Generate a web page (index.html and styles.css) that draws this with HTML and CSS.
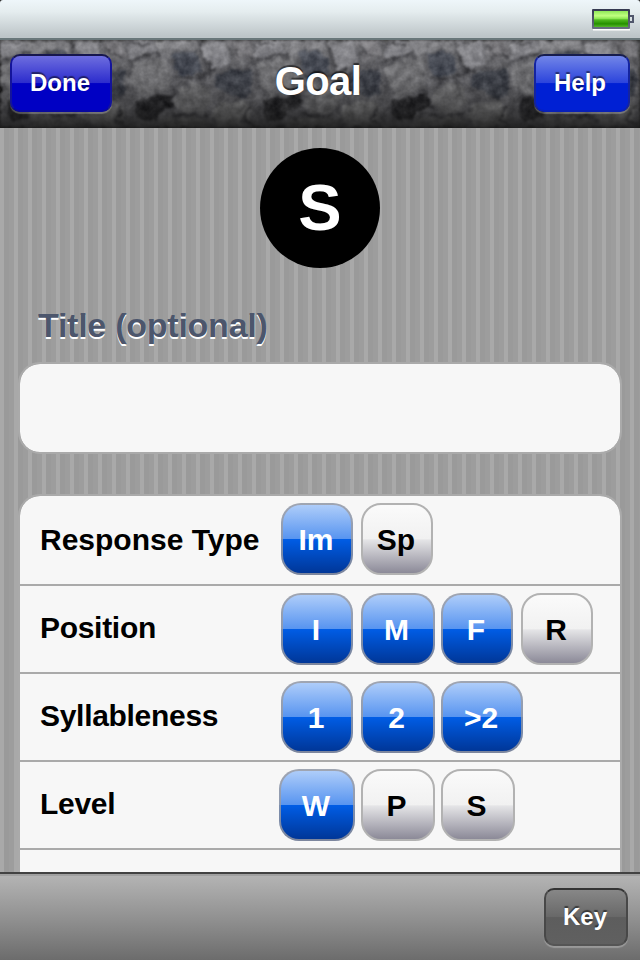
FILE: index.html
```html
<!DOCTYPE html>
<html lang="en">
<head>
<meta charset="utf-8">
<title>Goal</title>
<link rel="stylesheet" href="styles.css">
</head>
<body>
<div class="screen">
  <div class="status">
    <svg class="battery" width="42" height="22" viewBox="0 0 42 22">
      <defs><linearGradient id="charge" x2="0" y2="1"><stop stop-color="#8fe858"/><stop offset=".3" stop-color="#c0ff80"/><stop offset=".48" stop-color="#8be651"/><stop offset=".55" stop-color="#50ba20"/><stop offset=".8" stop-color="#259000"/><stop offset="1" stop-color="#54b72a"/></linearGradient>
      <linearGradient id="shell" x2="0" y2="1"><stop stop-color="#343850"/><stop offset="1" stop-color="#687080"/></linearGradient></defs>
      <path d="M1 20.5h37" stroke="#fff" stroke-width="2"/>
      <rect width="38" height="20" rx="1" fill="url(#shell)"/>
      <rect x="2" y="2" width="34" height="16" fill="url(#charge)"/>
      <path d="M38 7h3v6h-3" fill="none" stroke="#50566b" stroke-width="2"/>
    </svg>
  </div>
  <header class="navbar">
    <svg class="stone" width="640" height="88" aria-hidden="true">
      <defs>
        <filter id="rock" x="0" y="0" width="100%" height="100%" color-interpolation-filters="sRGB">
          <feTurbulence type="fractalNoise" baseFrequency=".11" numOctaves="3" seed="8" result="n"/>
          <feDisplacementMap in="SourceGraphic" in2="n" scale="8" xChannelSelector="R" yChannelSelector="G" result="d"/>
          <feGaussianBlur in="d" stdDeviation="1" result="b"/>
          <feColorMatrix in="n" type="matrix" values="1 0 0 0 0 1 0 0 0 0 1 0 0 0 0 0 0 0 0 1" result="g"/>
          <feComposite in="b" in2="g" operator="arithmetic" k2="1" k3=".28" k4="-.13"/>
        </filter>
        <pattern id="stones" width="128" height="88" patternUnits="userSpaceOnUse">
          <rect width="128" height="88" fill="#59595d"/>
          <path d="M0 0H22L30 11 12 17 0 19Z" fill="#77777c"/>
          <path d="M26 0H67L74 10 45 10 34 18Z" fill="#727276"/>
          <path d="M2 25L20 20 38 17 43 36 40 49 15 56 2 44Z" fill="#6f6f72"/>
          <path d="M44 12L66 11 72 20 73 33 52 37 45 27Z" fill="#3f434d"/>
          <path d="M74 5L97 0 102 23 83 30Z" fill="#7d7d82"/>
          <path d="M102 3L120 0 128 17 108 20Z" fill="#6b6a6e"/>
          <path d="M88 35L101 30 125 29 124 54 113 59 102 53 87 48Z" fill="#3c3f47"/>
          <path d="M8 60L26 57 44 53 47 67 34 70 29 79 12 81 7 72Z" fill="#232326"/>
          <path d="M51 50L65 43 79 46 84 60 75 73 56 73 48 62Z" fill="#6a6a6c"/>
          <path d="M90 64L115 61 124 67 121 84 96 88 84 77Z" fill="#747475"/>
          <path d="M35 79L65 76 82 81 80 88H29Z" fill="#656566"/>
          <g fill="none" stroke="#39393d" stroke-width="2.5">
            <path d="M0 21L14 17 31 12M70 1L75 17 82 33M48 37L60 39 77 35 90 29M44 73L58 76 80 75M122 66L115 80 128 87"/>
            <path d="M104 5L110 14 126 18M0 2L20 4" stroke-width="1.8"/>
          </g>
        </pattern>
        <linearGradient id="shade" x2="0" y2="1"><stop stop-color="#fff" stop-opacity=".12"/><stop offset=".45" stop-color="#222" stop-opacity=".08"/><stop offset=".75" stop-color="#181818" stop-opacity=".35"/><stop offset="1" stop-color="#161616" stop-opacity=".84"/></linearGradient>
      </defs>
      <rect width="640" height="88" fill="url(#stones)" filter="url(#rock)"/>
      <rect width="640" height="88" fill="url(#shade)"/>
    </svg>
    <button class="bar-button done">Done</button>
    <h1>Goal</h1>
    <button class="bar-button help">Help</button>
  </header>
  <main>
    <div class="badge">S</div>
    <h2>Title (optional)</h2>
    <div class="card field"></div>
    <section class="card options">
      <div class="row first"><span class="label">Response Type</span><div class="chips"><button class="chip on">Im</button><button class="chip">Sp</button></div></div>
      <div class="row"><span class="label">Position</span><div class="chips"><button class="chip on">I</button><button class="chip on mid">M</button><button class="chip on">F</button><button class="chip">R</button></div></div>
      <div class="row"><span class="label">Syllableness</span><div class="chips"><button class="chip on">1</button><button class="chip on mid">2</button><button class="chip on wide">&gt;2</button></div></div>
      <div class="row"><span class="label">Level</span><div class="chips level"><button class="chip on large">W</button><button class="chip mid">P</button><button class="chip mid">S</button></div></div>
    </section>
  </main>
  <footer><button class="bar-button key">Key</button></footer>
</div>
</body>
</html>
```
FILE: styles.css
```css
* { box-sizing: border-box; }
body { margin: 0; font-family: "Liberation Sans", Arial, sans-serif; font-weight: bold; }
button { font: inherit; padding: 0; margin: 0; }
.screen { width: 640px; height: 960px; overflow: hidden; display: flex; flex-direction: column; background: #222; }

.status { height: 40px; flex: none; display: flex; justify-content: flex-end; padding: 9px 6px 0 0; background: linear-gradient(#eef6fa, #e5edef 30%, #bdc5c8 95%); border-bottom: 2px solid #69777a; border-radius: 3px 3px 0 0; }
.battery { display: block; }

.navbar { height: 88px; flex: none; position: relative; display: flex; justify-content: space-between; padding: 14px 10px 0; }
.stone { position: absolute; inset: 0; }
h1 { position: relative; margin: 4px 10px 0 0; font-size: 40px; line-height: 46px; letter-spacing: -.6px; color: #fff; text-shadow: 0 -2px 1px rgba(0,0,0,.55); }
.bar-button { position: relative; height: 58px; border-radius: 10px; border: 2px solid; color: #fff; font-size: 24px; line-height: 54px; text-indent: -2px; text-shadow: 0 -2px 1px rgba(0,0,0,.5); box-shadow: 0 2px 1px rgba(255,255,255,.25); }
.done { width: 102px; border-color: #17174e #14149a #0808a0; background: linear-gradient(#6e6edf, #2b2bcd 50%, #0000c4 51%, #0000c4); }
.help { width: 96px; text-indent: -4px; border-color: #171d4e #1424a0 #0820b8; background: linear-gradient(#7286e8, #2b43dc 50%, #0020d4 51%, #0020d4); }

main { flex: 1; min-height: 0; overflow: hidden; padding: 20px 18px 0; background: repeating-linear-gradient(90deg, #a9a9a9 0 4px, #9a9a9a 4px 9px, #9d9d9d 9px 14px); }
.badge { width: 120px; height: 120px; margin: 0 auto; border-radius: 50%; background: #000; color: #fff; font-size: 65px; line-height: 119px; text-align: center; }
h2 { margin: 37px 0 0 20px; font-size: 34px; line-height: 40px; letter-spacing: -.25px; color: #4c566c; text-shadow: 0 2px 0 #fff; }
.card { background: #f7f7f7; background-clip: padding-box; border: 2px solid #aaa; border-radius: 22px; }
.field { height: 92px; margin-top: 17px; }
.options { margin-top: 40px; height: 420px; }
.row { height: 88px; display: flex; padding-left: 20px; border-bottom: 2px solid #aaa; }
.first { height: 90px; }
.label { width: 241px; font-size: 30px; line-height: 83px; letter-spacing: -.3px; color: #000; }
.first .label { line-height: 87px; letter-spacing: 0; }
.chips { display: flex; gap: 8px; padding-top: 7px; }
.chip { width: 72px; height: 72px; border: 2px solid #b2b2b2; border-radius: 20px; color: #000; font-size: 30px; line-height: 69px; text-indent: -2px; background: linear-gradient(#fbfbfb, #f1f1f1 50%, #e5e5e7 51%, #868493) border-box; }
.on { color: #fff; border-color: rgba(155,155,160,.8); background: linear-gradient(#b3d0fa, #5794f0 50%, #005de6 50%, #003493) border-box; }
.mid { width: 74px; text-indent: -3px; }
.mid + .chip { margin-left: -2px; }
.wide { width: 82px; }
.large { width: 76px; }
.level { margin-left: -2px; gap: 6px; }
.level .mid + .mid { margin-left: 0; }

footer { height: 88px; flex: none; display: flex; justify-content: flex-end; padding: 14px 12px 0 0; border-top: 2px solid #424242; background: linear-gradient(#b5b5b5, #929292 50%, #6c6c6c); box-shadow: inset 0 2px 0 #a0a0a0; }
.key { width: 84px; border-color: #343434 #484848 #555; background: linear-gradient(#878787, #686868 50%, #5d5d5d 51%, #606060); }
```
=======
### What needs to be done
The lines to collect are those holding the string "index"; copy them all.

### Final answer
Generate a web page (index.html and styles.css) that draws this with HTML and CSS.
FILE: index.html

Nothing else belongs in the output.